The benchmark S&P 500 Index has leapt 15 percent in the last six months and unless Powell continues to fail to address the elephant in the room, the short term runup in stocks will endure.
The “elephant in the room” that Powell continues to fail to address is that the explosion of the national debt will cause the slowdown Powell so desperately needs. It won’t need any further help from him.
Nassim Taleb, the author of The Black Swan: The Impact of the Highly Improbable, was asked recently about the possibility of another highly improbable event of extreme impact in the near future, one that only appears obvious and explainable in hindsight. He responded: “It’s a white swan…. It’s a white swan event!”
Translation: What’s coming should be no surprise to anyone. The economy is headed for a major correction, perhaps on the order of the 2008 financial crisis. It’s just that Powell doesn’t want to talk about it.

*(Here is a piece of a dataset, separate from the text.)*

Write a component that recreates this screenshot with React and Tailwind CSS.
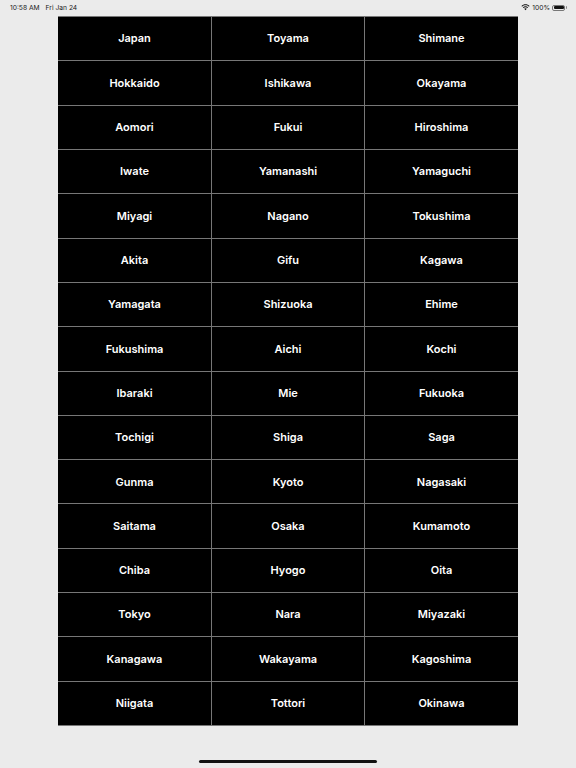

Taleb said America has piled on “unsustainable levels of debt,” forcing citizens to default and the Federal Reserve to print.
Major real estate holding companies such as Brookfield Corporation (with $725 billion in assets) are already suffering mortgage defaults. Americans now hold a record-breaking $1 trillion in credit-card debt, and defaults in that sector will accelerate as interest rates increase.

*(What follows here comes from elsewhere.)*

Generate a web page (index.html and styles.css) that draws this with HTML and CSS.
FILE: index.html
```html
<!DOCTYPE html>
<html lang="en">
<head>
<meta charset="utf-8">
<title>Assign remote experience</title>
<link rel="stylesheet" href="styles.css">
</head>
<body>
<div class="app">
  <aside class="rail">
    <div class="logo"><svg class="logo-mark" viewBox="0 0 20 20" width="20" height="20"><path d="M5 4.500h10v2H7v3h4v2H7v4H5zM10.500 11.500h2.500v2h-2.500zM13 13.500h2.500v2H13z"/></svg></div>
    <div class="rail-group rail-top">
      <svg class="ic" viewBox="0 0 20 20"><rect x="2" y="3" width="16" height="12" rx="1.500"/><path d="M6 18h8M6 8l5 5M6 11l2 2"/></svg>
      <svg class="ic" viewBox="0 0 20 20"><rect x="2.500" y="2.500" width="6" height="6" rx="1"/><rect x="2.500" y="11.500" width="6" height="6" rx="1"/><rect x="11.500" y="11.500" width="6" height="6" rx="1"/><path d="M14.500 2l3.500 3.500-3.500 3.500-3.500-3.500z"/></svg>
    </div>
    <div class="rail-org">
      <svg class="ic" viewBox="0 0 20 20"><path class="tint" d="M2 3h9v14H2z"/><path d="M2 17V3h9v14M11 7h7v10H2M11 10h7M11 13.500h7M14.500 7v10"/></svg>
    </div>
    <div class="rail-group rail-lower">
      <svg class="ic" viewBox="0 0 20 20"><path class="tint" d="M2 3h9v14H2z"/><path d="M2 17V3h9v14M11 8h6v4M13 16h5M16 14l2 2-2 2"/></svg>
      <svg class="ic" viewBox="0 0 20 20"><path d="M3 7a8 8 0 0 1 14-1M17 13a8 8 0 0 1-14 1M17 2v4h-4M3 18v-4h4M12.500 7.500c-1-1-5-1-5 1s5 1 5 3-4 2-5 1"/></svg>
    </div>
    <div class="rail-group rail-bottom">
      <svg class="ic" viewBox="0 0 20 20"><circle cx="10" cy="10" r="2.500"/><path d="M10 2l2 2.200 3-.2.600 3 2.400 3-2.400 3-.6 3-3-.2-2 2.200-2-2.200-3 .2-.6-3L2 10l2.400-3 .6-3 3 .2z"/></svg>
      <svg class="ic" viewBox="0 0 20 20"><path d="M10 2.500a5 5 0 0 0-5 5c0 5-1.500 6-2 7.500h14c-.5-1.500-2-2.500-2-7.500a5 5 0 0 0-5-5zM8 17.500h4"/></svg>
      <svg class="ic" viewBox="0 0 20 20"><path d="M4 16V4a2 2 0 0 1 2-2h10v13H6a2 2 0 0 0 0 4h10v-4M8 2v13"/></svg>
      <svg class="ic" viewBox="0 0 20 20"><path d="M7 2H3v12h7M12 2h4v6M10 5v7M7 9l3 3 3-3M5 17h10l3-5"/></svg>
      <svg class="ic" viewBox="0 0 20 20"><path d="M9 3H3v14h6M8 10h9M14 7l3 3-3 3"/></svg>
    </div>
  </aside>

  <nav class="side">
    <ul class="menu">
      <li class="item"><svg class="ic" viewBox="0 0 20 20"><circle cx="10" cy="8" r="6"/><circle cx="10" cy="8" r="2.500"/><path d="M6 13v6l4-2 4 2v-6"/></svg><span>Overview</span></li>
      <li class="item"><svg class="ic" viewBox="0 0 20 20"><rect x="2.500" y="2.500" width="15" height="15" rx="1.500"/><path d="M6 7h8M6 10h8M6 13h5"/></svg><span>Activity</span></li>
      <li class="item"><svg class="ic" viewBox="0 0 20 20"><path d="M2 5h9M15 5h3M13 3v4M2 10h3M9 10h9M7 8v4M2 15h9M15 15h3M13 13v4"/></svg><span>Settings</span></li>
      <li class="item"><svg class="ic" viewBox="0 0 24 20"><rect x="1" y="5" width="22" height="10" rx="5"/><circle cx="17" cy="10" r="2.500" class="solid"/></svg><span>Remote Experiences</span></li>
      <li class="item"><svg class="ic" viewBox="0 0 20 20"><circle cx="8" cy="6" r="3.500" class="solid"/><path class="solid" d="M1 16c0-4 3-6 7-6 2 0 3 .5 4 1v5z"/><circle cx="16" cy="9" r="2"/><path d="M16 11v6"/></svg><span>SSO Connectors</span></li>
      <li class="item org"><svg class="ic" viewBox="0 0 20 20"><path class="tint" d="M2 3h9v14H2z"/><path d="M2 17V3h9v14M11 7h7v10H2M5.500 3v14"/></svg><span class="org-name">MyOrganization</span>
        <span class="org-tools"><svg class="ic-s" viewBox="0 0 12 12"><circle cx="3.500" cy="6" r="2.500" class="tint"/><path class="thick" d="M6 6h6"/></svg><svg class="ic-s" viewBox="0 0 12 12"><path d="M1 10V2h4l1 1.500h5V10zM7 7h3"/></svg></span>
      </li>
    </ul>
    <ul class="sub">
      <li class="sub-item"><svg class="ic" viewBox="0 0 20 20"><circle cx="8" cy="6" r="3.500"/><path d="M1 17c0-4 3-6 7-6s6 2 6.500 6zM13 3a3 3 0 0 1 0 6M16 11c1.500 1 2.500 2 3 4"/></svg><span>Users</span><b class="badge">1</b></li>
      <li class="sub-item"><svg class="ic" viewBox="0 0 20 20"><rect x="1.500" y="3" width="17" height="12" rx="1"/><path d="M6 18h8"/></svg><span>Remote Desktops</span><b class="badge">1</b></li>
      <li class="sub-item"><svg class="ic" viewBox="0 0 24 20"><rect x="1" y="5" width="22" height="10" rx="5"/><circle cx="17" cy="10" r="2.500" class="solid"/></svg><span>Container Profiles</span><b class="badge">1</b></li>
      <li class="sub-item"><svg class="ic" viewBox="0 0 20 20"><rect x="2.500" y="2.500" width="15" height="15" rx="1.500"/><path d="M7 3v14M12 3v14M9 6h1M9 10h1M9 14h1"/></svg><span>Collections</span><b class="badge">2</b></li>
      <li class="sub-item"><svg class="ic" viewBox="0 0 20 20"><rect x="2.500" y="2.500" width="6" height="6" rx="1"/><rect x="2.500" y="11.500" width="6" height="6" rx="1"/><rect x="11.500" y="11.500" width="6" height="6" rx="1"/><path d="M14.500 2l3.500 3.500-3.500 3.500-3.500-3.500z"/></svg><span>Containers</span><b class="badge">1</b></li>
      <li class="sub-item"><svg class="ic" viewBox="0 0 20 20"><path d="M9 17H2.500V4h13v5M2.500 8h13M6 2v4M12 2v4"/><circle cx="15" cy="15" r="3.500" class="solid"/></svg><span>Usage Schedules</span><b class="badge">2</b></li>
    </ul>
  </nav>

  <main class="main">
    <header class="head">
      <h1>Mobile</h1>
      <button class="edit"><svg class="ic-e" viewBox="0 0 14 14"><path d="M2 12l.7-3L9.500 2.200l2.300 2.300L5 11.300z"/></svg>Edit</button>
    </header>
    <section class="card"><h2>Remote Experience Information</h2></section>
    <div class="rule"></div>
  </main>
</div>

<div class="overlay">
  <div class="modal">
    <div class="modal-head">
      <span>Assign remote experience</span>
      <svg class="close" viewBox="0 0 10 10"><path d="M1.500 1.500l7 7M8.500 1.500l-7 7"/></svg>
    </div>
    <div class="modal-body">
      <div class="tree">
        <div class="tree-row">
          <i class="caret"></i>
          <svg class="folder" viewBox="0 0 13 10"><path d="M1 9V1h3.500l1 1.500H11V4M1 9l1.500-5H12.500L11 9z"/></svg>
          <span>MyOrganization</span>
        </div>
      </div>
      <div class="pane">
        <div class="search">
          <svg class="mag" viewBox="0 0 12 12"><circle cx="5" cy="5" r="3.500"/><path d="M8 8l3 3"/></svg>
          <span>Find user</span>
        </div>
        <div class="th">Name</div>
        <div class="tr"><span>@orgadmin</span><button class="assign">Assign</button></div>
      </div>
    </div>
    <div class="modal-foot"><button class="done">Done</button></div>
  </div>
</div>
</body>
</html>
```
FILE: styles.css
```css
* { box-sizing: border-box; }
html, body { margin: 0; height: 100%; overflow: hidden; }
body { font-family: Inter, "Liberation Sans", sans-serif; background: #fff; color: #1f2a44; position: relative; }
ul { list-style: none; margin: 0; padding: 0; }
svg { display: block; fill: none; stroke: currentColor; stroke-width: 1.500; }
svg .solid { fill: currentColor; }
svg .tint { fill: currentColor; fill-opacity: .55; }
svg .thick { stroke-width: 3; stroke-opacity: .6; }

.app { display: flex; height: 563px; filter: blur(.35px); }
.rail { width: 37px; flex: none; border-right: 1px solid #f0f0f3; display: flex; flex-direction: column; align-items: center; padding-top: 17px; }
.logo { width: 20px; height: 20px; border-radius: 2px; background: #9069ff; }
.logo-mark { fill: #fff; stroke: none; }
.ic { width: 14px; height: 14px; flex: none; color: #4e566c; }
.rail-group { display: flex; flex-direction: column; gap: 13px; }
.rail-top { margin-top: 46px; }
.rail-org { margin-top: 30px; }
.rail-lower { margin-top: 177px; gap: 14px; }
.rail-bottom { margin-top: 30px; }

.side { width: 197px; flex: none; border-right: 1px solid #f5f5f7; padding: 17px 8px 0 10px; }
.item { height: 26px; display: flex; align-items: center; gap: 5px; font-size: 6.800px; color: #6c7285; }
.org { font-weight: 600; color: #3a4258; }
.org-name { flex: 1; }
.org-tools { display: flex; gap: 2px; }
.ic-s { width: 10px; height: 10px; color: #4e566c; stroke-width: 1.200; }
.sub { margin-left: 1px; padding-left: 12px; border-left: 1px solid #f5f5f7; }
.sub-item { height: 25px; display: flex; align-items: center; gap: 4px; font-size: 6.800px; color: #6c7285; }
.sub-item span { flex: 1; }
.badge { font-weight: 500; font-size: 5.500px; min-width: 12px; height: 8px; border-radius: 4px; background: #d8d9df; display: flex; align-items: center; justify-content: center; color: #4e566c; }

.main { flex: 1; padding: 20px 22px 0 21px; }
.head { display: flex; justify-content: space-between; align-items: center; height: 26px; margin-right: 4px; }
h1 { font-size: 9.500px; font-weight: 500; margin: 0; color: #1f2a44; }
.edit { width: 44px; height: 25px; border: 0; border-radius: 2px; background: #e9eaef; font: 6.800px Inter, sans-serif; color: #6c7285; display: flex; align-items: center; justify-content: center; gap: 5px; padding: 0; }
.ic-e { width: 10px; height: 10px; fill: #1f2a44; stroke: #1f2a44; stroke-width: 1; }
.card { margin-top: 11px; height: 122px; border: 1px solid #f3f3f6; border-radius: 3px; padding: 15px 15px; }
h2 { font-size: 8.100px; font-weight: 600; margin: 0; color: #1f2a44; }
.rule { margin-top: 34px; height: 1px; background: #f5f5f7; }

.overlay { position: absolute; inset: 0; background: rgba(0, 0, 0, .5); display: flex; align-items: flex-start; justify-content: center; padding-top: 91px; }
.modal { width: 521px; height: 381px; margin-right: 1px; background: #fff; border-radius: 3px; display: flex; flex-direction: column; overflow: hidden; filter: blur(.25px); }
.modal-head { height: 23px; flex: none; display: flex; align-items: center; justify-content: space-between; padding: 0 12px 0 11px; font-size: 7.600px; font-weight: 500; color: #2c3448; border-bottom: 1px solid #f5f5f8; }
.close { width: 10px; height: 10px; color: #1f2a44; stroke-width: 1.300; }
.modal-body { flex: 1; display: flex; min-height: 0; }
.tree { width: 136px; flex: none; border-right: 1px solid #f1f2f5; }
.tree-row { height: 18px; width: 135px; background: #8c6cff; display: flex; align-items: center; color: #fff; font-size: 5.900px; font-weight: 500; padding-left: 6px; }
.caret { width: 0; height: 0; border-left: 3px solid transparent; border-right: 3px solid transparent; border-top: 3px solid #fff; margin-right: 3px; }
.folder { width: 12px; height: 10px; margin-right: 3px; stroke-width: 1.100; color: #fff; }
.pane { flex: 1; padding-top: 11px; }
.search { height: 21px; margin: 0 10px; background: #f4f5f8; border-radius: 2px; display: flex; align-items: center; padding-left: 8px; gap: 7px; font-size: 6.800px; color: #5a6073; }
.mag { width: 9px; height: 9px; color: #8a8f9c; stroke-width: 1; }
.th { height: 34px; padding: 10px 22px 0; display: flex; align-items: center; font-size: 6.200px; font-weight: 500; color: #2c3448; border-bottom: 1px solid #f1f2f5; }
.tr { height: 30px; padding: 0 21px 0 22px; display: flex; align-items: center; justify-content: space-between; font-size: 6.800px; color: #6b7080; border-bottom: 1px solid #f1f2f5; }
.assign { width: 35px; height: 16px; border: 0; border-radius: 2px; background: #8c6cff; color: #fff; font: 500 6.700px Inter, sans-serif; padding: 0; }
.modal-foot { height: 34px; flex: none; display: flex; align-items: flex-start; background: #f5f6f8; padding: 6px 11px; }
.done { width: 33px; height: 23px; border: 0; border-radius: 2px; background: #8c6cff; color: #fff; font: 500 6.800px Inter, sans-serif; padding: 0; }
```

Interest rates on the traditional 30-year fixed-rate mortgage have surged above seven percent for the first time in 20 years, putting a damper on the housing market.
The canary in the coal mine — the 10-year U.S. Treasury security — is now paying 4.2 percent, its highest level since 2007, just before the financial crisis. A close look at the chart of that instrument’s yields reveals a nearly identical pattern of behavior.

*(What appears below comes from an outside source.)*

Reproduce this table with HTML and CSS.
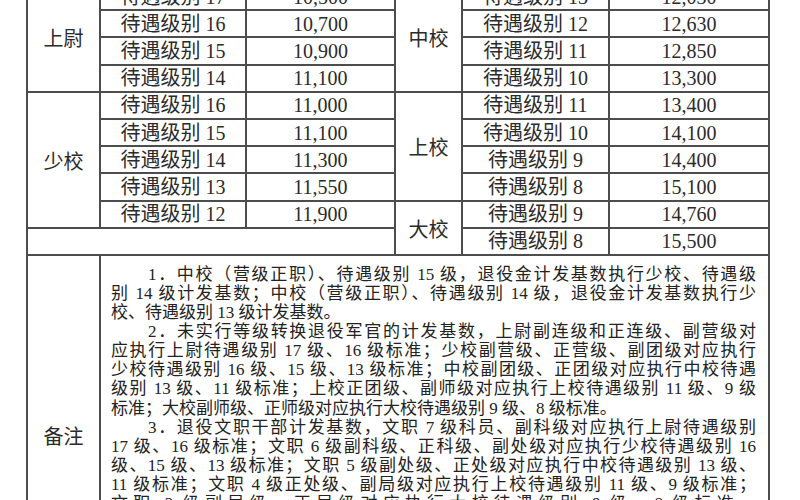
FILE: index.html
```html
<!DOCTYPE html>
<html lang="zh-CN">
<head>
<meta charset="utf-8">
<title>退役金计发基数</title>
<link rel="stylesheet" href="styles.css">
</head>
<body>
<div class="page">
<table class="grid">
<colgroup>
<col class="c1"><col class="c2"><col class="c3"><col class="c4"><col class="c5"><col class="c6">
</colgroup>
<tbody>
<tr><td class="rank" rowspan="4">上尉</td><td>待遇级别 17</td><td>10,500</td><td class="rank" rowspan="4">中校</td><td>待遇级别 13</td><td>12,030</td></tr>
<tr><td>待遇级别 16</td><td>10,700</td><td>待遇级别 12</td><td>12,630</td></tr>
<tr><td>待遇级别 15</td><td>10,900</td><td>待遇级别 11</td><td>12,850</td></tr>
<tr><td>待遇级别 14</td><td>11,100</td><td>待遇级别 10</td><td>13,300</td></tr>
<tr><td class="rank" rowspan="5">少校</td><td>待遇级别 16</td><td>11,000</td><td class="rank" rowspan="4">上校</td><td>待遇级别 11</td><td>13,400</td></tr>
<tr><td>待遇级别 15</td><td>11,100</td><td>待遇级别 10</td><td>14,100</td></tr>
<tr><td>待遇级别 14</td><td>11,300</td><td>待遇级别 9</td><td>14,400</td></tr>
<tr><td>待遇级别 13</td><td>11,550</td><td>待遇级别 8</td><td>15,100</td></tr>
<tr><td>待遇级别 12</td><td>11,900</td><td class="rank" rowspan="2">大校</td><td>待遇级别 9</td><td>14,760</td></tr>
<tr><td colspan="3"></td><td>待遇级别 8</td><td>15,500</td></tr>
<tr><td class="label">备注</td><td class="notes" colspan="5">
<div class="ln first">1．中校（营级正职）、待遇级别 15 级，退役金计发基数执行少校、待遇级</div>
<div class="ln">别 14 级计发基数；中校（营级正职）、待遇级别 14 级，退役金计发基数执行少</div>
<div class="ln end">校、待遇级别 13 级计发基数。</div>
<div class="ln first">2．未实行等级转换退役军官的计发基数，上尉副连级和正连级、副营级对</div>
<div class="ln">应执行上尉待遇级别 17 级、16 级标准；少校副营级、正营级、副团级对应执行</div>
<div class="ln">少校待遇级别 16 级、15 级、13 级标准；中校副团级、正团级对应执行中校待遇</div>
<div class="ln">级别 13 级、11 级标准；上校正团级、副师级对应执行上校待遇级别 11 级、9 级</div>
<div class="ln end">标准；大校副师级、正师级对应执行大校待遇级别 9 级、8 级标准。</div>
<div class="ln first">3．退役文职干部计发基数，文职 7 级科员、副科级对应执行上尉待遇级别</div>
<div class="ln">17 级、16 级标准；文职 6 级副科级、正科级、副处级对应执行少校待遇级别 16</div>
<div class="ln">级、15 级、13 级标准；文职 5 级副处级、正处级对应执行中校待遇级别 13 级、</div>
<div class="ln">11 级标准；文职 4 级正处级、副局级对应执行上校待遇级别 11 级、9 级标准；</div>
<div class="ln">文职 3 级副局级、正局级对应执行大校待遇级别 9 级、8 级标准。</div>
</td></tr>
</tbody>
</table>
</div>
</body>
</html>
```

FILE: styles.css
```css
html, body {
  margin: 0;
  padding: 0;
  background: #ffffff;
  overflow: hidden;
}

.page {
  padding-left: 26px;
}

.grid {
  border-collapse: collapse;
  table-layout: fixed;
  width: 744px;
  margin-top: -18px;
  font-family: "Liberation Serif", "Noto Sans CJK SC", serif;
  font-size: 20px;
  color: #2b2b2b;
}

.c1 { width: 73px; }
.c2 { width: 146px; }
.c3 { width: 149px; }
.c4 { width: 67px; }
.c5 { width: 147px; }
.c6 { width: 160px; }

.grid td {
  border: 2px solid #4d4d4d;
  height: 25.2px;
  padding: 0;
  text-align: center;
  vertical-align: middle;
  line-height: 20px;
  white-space: nowrap;
}

.grid td.rank {
  padding-top: 4px;
}

.grid td.label {
  height: 362px;
  padding-top: 0;
}

.grid td.notes {
  text-align: left;
  vertical-align: top;
  padding: 9px 12px 0 10px;
  font-size: 17px;
  line-height: 19.1px;
  white-space: normal;
  color: #222222;
}

.ln {
  text-align: justify;
  text-align-last: justify;
}

.ln.first {
  text-indent: 37px;
}

.ln.end {
  text-align-last: left;
}
```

Fitch Ratings, very late to the game indeed, finally couldn’t stand keeping the U.S. government’s credit rating at AAA — its highest and most credit-worthy — and on August 1 dropped it, by a single point, to AA+. Fitch explained it was because there is an obvious and inescapable “erosion of [responsible] governance.”
That doesn’t even begin to address the deterioration of the currency or the government’s vanishing likelihood of ever paying back what it owes. The federal government will be forced to borrow — or the Fed create — $1 trillion in the third quarter alone just to pay the government’s bills. The surge in the government’s deficit has more than doubled, to $1.6 trillion, in just the last 10 months ending July.
The government admits to owing nearly $33 trillion, but leaves out any attempt to measure or even report the shortfall in Social Security or other federal welfare programs. The real amount the federal government owes is more likely to exceed $250 trillion.
As the federal government’s debts mount, so do its interest payments. Before Covid, the U.S. government was paying $380 billion a year just to service its outstanding debt. Today that number is above $600 billion, and climbing. That’s 14 percent of the government’s total annual revenue.
And one-third of the whole national debt will need to be refinanced, at higher rates, within the next 12 months.
It’s no wonder that Powell doesn’t want to talk about this, nor does Wall Street want to hear about it. It’s the “third rail” of economic commentary — touch it and you die.